Inside Higher Ed: Union’s man
A University of Maryland professor has pulled his institution into a heated labor debate in California, prompting a rebuke from administrators and inviting questions about his own conflicts of interest.
As a paid consultant for Service Employees International, the nation’s fastest growing labor union, Fred Feinstein recently wrote a legal opinion suggesting that California health care workers could receive “less favorable” benefits if they left SEIU for another union. Feinstein penned his opinion on university letterhead, which was then photocopied and used by SEIU as campaign literature, urging workers to stay on as members.Listing his credentials, Feinstein mentioned his status as a senior fellow and visiting professor in Maryland’s School of Public Policy, along with detailing his prior service as general counsel to the National Labor Relations Board. What Feinstein did not mention, however, was that he’s on the SEIU payroll and received about $240,000 from the union and one of its affiliates, Change to Win, in 2007 and 2008, according to federal filings.
Feinstein’s letter prompted a harsh response from the National Union of Healthcare Workers, an independent union that has framed itself as the alternative to SEIU for workers in California. NUHW suggests that Feinstein exploited his position as a faculty member, portraying himself as a disinterested academician while taking a position favorable to an organization that compensates him.
“The University of Maryland is being thrust into the middle of this dispute in a way that not only compromises the University of Maryland, but calls into question the independence of academia in general,” said John Borsos, vice president of NUHW. “Fred Feinstein, writing a letter on the University of Maryland’s letterhead, certainly gave the impression of speaking with the authority of a university on the dispute.”
William Powers, executive dean of Maryland’s School of Public Policy, said Wednesday that Feinstein “violated university policy” with his actions.
“In writing and submitting the letter, Mr.

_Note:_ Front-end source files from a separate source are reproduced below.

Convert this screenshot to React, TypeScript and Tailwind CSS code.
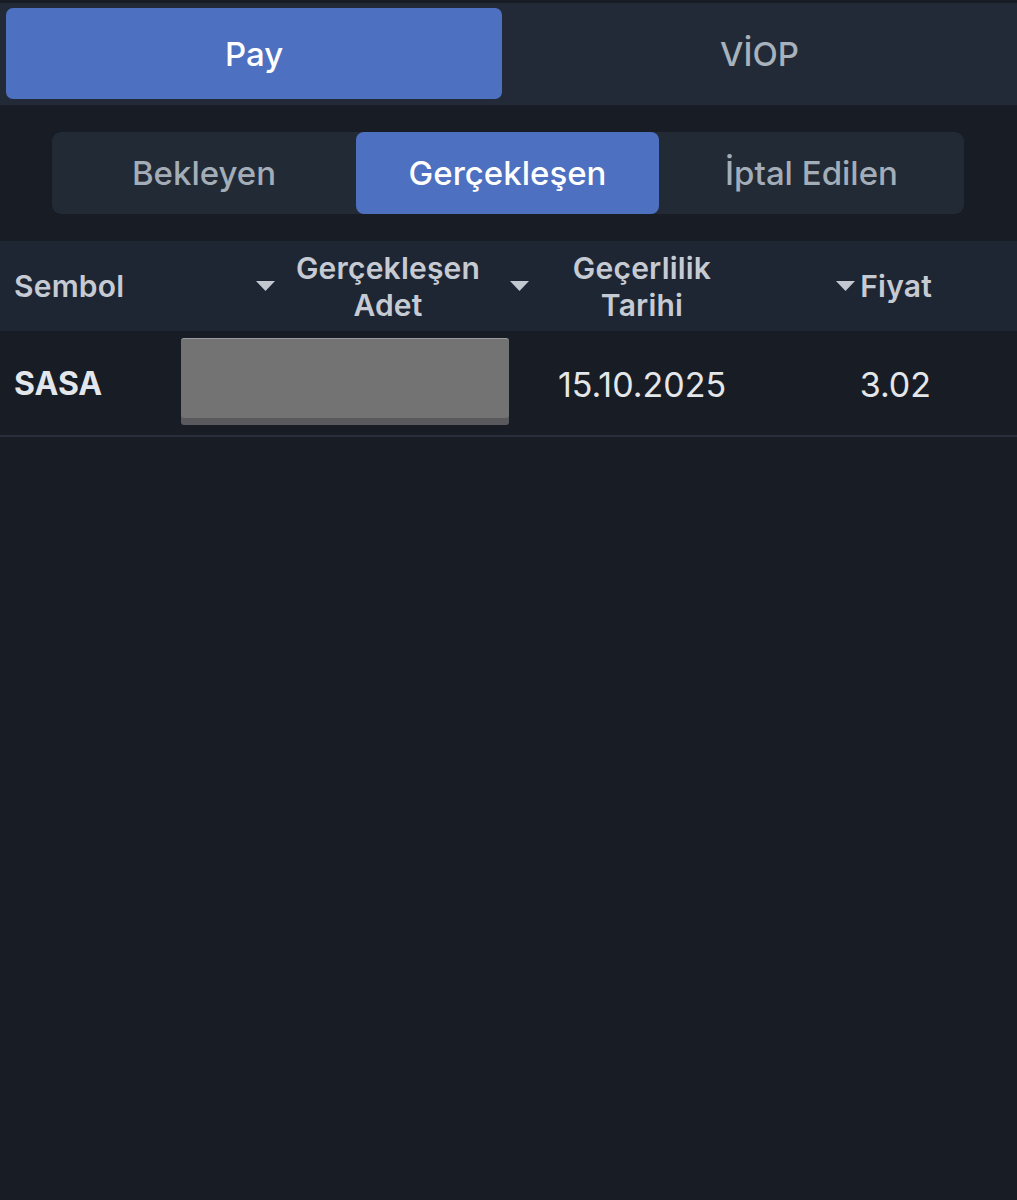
import React from "react";

const Arrow = () => (
  <svg width="19" height="11" viewBox="0 0 19 11" className="shrink-0">
    <path d="M0 0 L19 0 L9.5 10 Z" fill="#c3c8d0" />
  </svg>
);

export default function App() {
  return (
    <div
      className="w-[1017px] h-[1200px] bg-[#181c24] flex flex-col"
      style={{ fontFamily: "Inter, 'Noto Sans', sans-serif" }}
    >
      <div className="mt-[3px] h-[102px] bg-[#212a36] flex items-start pt-[5px] px-[6px]">
        <div className="w-[496px] h-[91px] rounded-[7px] bg-[#4d70c0] flex items-center justify-center pt-[3px] text-white text-[33px] font-medium">
          Pay
        </div>
        <div className="flex-1 h-[91px] flex items-center justify-center pt-[3px] pl-[6px] text-[#a7b2bd] text-[33px] font-medium">
          VİOP
        </div>
      </div>

      <div className="pt-[27px] px-[52px] pb-[27px]">
        <div className="w-[912px] h-[82px] rounded-[9px] bg-[#222a36] flex text-[33px] font-medium">
          <div className="w-[304px] flex items-center justify-center pt-[2px] text-[#a3adb8]">Bekleyen</div>
          <div className="w-[303px] rounded-[8px] bg-[#4d70c0] flex items-center justify-center pt-[2px] text-white">
            Gerçekleşen
          </div>
          <div className="flex-1 flex items-center justify-center pt-[2px] text-[#a3adb8]">İptal Edilen</div>
        </div>
      </div>

      <div className="h-[90px] bg-[#1f2633] flex items-center pt-[1px] text-[30px] font-semibold text-[#c6cbd3] leading-[37px] tracking-[0.2px]">
        <div className="w-[256px] pl-[14px]">Sembol</div>
        <div className="w-[20px] flex"><Arrow /></div>
        <div className="w-[224px] text-center">Gerçekleşen<br />Adet</div>
        <div className="w-[34px] flex pl-[10px]"><Arrow /></div>
        <div className="w-[216px] text-center">Geçerlilik<br />Tarihi</div>
        <div className="w-[182px] flex items-center justify-end gap-[5px]">
          <Arrow />
          <span>Fiyat</span>
        </div>
      </div>

      <div className="h-[106px] flex items-center border-b-2 border-[#2a303b] text-[34px]">
        <div className="w-[181px] pl-[14px] pt-[2px] font-bold text-[#e3e6ea] text-[32px]">SASA</div>
        <div className="w-[328px] h-[80px] mt-[-10px] rounded-[3px] bg-[#737373] border-t border-[#9a9aa0] shadow-[0_7px_0_#5a5a5e]"></div>
        <div className="w-[266px] text-center pt-[2px] text-[#e4e7ea]">15.10.2025</div>
        <div className="w-[156px] text-right pt-[2px] text-[#e4e7ea]">3.02</div>
      </div>
    </div>
  );
}
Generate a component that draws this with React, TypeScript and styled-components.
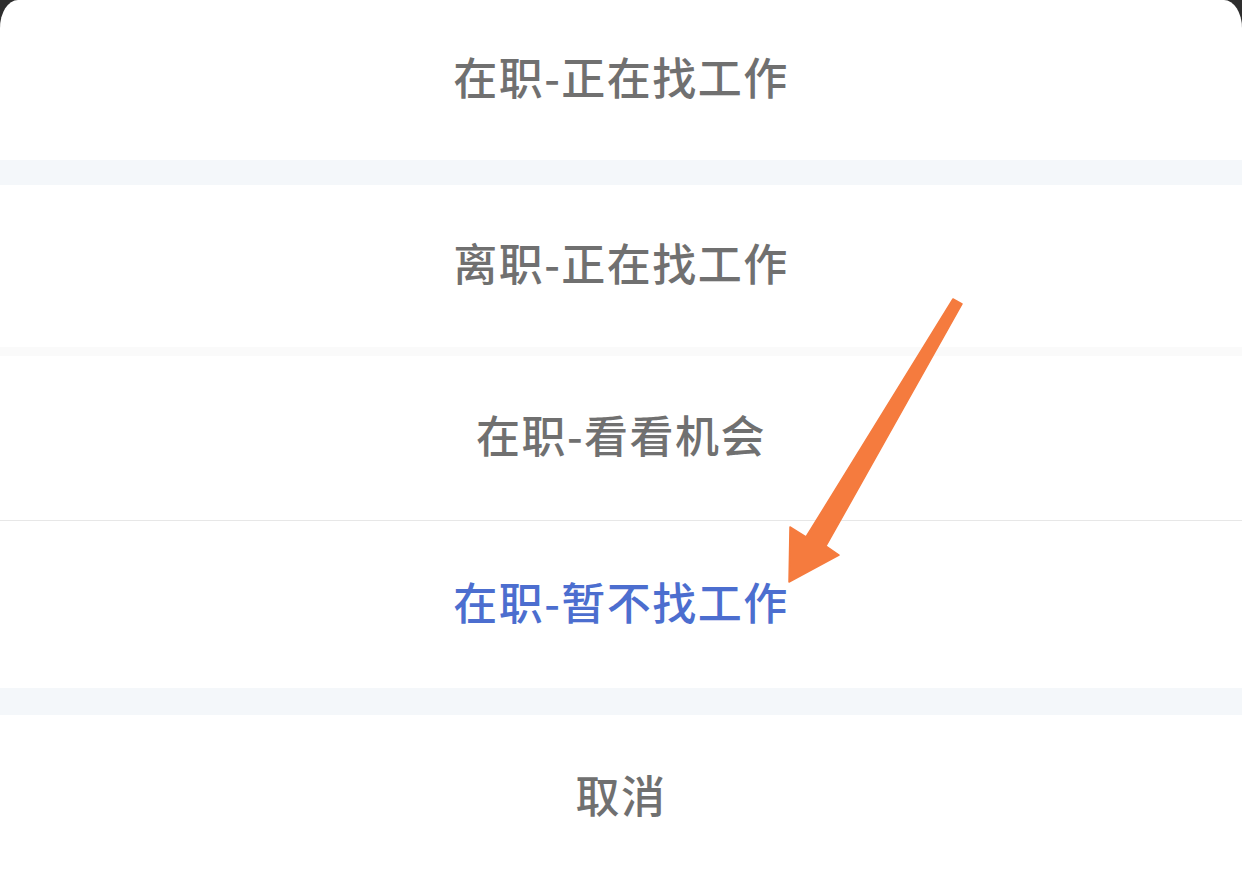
import React from 'react'
import styled, { createGlobalStyle } from 'styled-components'

const GlobalStyle = createGlobalStyle`
    html, body {
        margin: 0;
        padding: 0;
        background: #2e2e2e;
    }
    body {
        font-family: 'Noto Sans CJK SC', 'Noto Sans', sans-serif;
    }
`

const Sheet = styled.div`
    position: relative;
    width: 1242px;
    height: 880px;
    overflow: hidden;
    background: #ffffff;
    border-radius: 18px 18px 0 0 / 28px 28px 0 0;
    display: flex;
    flex-direction: column;
`

const Option = styled.div<{ $height: number; $active?: boolean }>`
    height: ${p => p.$height}px;
    box-sizing: border-box;
    padding-bottom: 8px;
    flex-shrink: 0;
    display: flex;
    align-items: center;
    justify-content: center;
    font-size: 44px;
    font-weight: 500;
    letter-spacing: 1.5px;
    color: ${p => (p.$active ? '#4c6ecf' : '#707070')};
`

const Band = styled.div<{ $height: number }>`
    height: ${p => p.$height}px;
    flex-shrink: 0;
    background: #f4f7fa;
`

const ThinBand = styled.div`
    height: 9px;
    flex-shrink: 0;
    background: #fafafa;
`

const Line = styled.div`
    height: 1px;
    flex-shrink: 0;
    background: #e7e7e7;
`

const Arrow = styled.svg`
    position: absolute;
    left: 0;
    top: 0;
    pointer-events: none;
`

const App = () => {
    return (
        <>
            <GlobalStyle />
            <Sheet>
                <Option $height={160}>在职-正在找工作</Option>
                <Band $height={25} />
                <Option $height={162}>离职-正在找工作</Option>
                <ThinBand />
                <Option $height={164}>在职-看看机会</Option>
                <Line />
                <Option $height={167} $active>在职-暂不找工作</Option>
                <Band $height={27} />
                <Option $height={165}>取消</Option>
                <Arrow width="1242" height="880" viewBox="0 0 1242 880">
                    <polygon
                        points="953,299 962,304 826,546 839,555 789,582 790,527 806,537"
                        fill="#f57b3e"
                        strokeLinejoin="round"
                        stroke="#f57b3e"
                        strokeWidth="1.5"
                    />
                </Arrow>
            </Sheet>
        </>
    )
}

export default App
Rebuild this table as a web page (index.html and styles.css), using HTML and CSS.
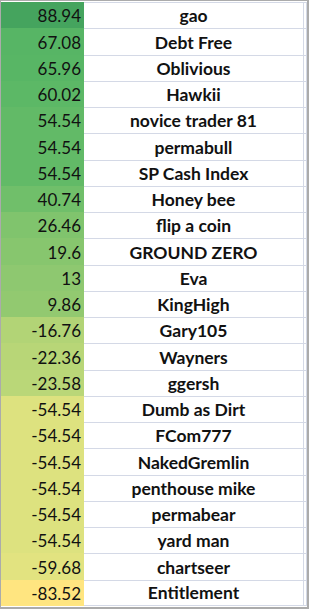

Feinstein was not acting within his role as a university faculty member but in his personal capacity as an adviser to the union,” Powers wrote in an e-mail to Inside Higher Ed. “It was thus a mistake for him to use university letterhead or in any other way to imply that the university was engaged in this matter or stood behind his opinions.”
Powers went on to say that the university would be “firmly informing” Feinstein that he’d violated university policy, adding that Feinstein will need to tell recipients of the letter that he wasn’t acting as a faculty member when he rendered the opinion.
While Powers affirms that university policy was violated by use of the letterhead, he would not say whether Feinstein violated conflict of interest policies that govern consulting or other outside work. Concerns about the strength of such policies have been raised in recent years across academe, mostly in connection with biomedical researchers with ties to pharmaceutical companies. Issues of conflict of interest, however, have most typically been raised about researchers writing in academic journals — not something like Feinstein wrote, which was essentially a one-page legal opinion, rendered in plain speak and distributed as campaign literature.
Prof’s Ties in Public Record
Reached by phone Wednesday, Feinstein said he was perplexed that his memo had caused such a stir. What’s wrong with a lawyer taking money for giving his advice, he asked?
“I was asked by SEIU, who I am a consultant to, for my legal opinion, on this question,” he said. “The fact that I am a consultant to SEIU and paid as such is a matter of public record.”
That’s true. Unions file annual reports with the U.S. Department of Labor that require disclosure of compensation, and Feinstein’s payments are listed in 2007 and 2008 reports. There has been much discussion of late, however, about whether disclosures of potential conflicts in public documents are sufficient, or if instead professors have an obligation to take additional steps — say an overt mention of conflicts in their writings and publications — to ensure transparency.
“This isn’t an instance of a researcher saying this is a good drug or this is a good company,” Feinstein said. “It’s more of a technical thing that’s going on here, saying what is the law.”
As for the matter of using university letterhead, Feinstein didn’t make much of that either.
“Obviously I’m not speaking on behalf of the University of Maryland,” he said. “Anyone who suggests that’s implied [by the letterhead] of course is incorrect. That’s a stretch.”
But just who Feinstein was representing when he wrote the letter is also left vague. Feinstein wrote that “SEIU-[United Health Workers] members” asked him to provide an opinion. That description could apply to any of the 150,000 members who work in California’s health care industry, but it’s clear that Feinstein wasn’t just doing a favor for some lab technician in Oakland. Feinstein said he couldn’t recall exactly who asked him to write the opinion, but thinks it was someone from SEIU’s legal office.
There is no love lost between SEIU and NUHW, and the Feinstein affair proved yet another occasion for the two organizations to take shots at one another. SEIU officials have accused NUHW leaders of engaging in a series of misdeeds when they worked with SEIU, and the union reiterated those charges when asked about its use of Feinstein’s letter in campaign literature.
“NUHW seems bothered most that Fred Feinstein was simply honest with workers about what the law provides,” Michelle Ringuette, an SEIU spokeswoman, wrote in an e-mail.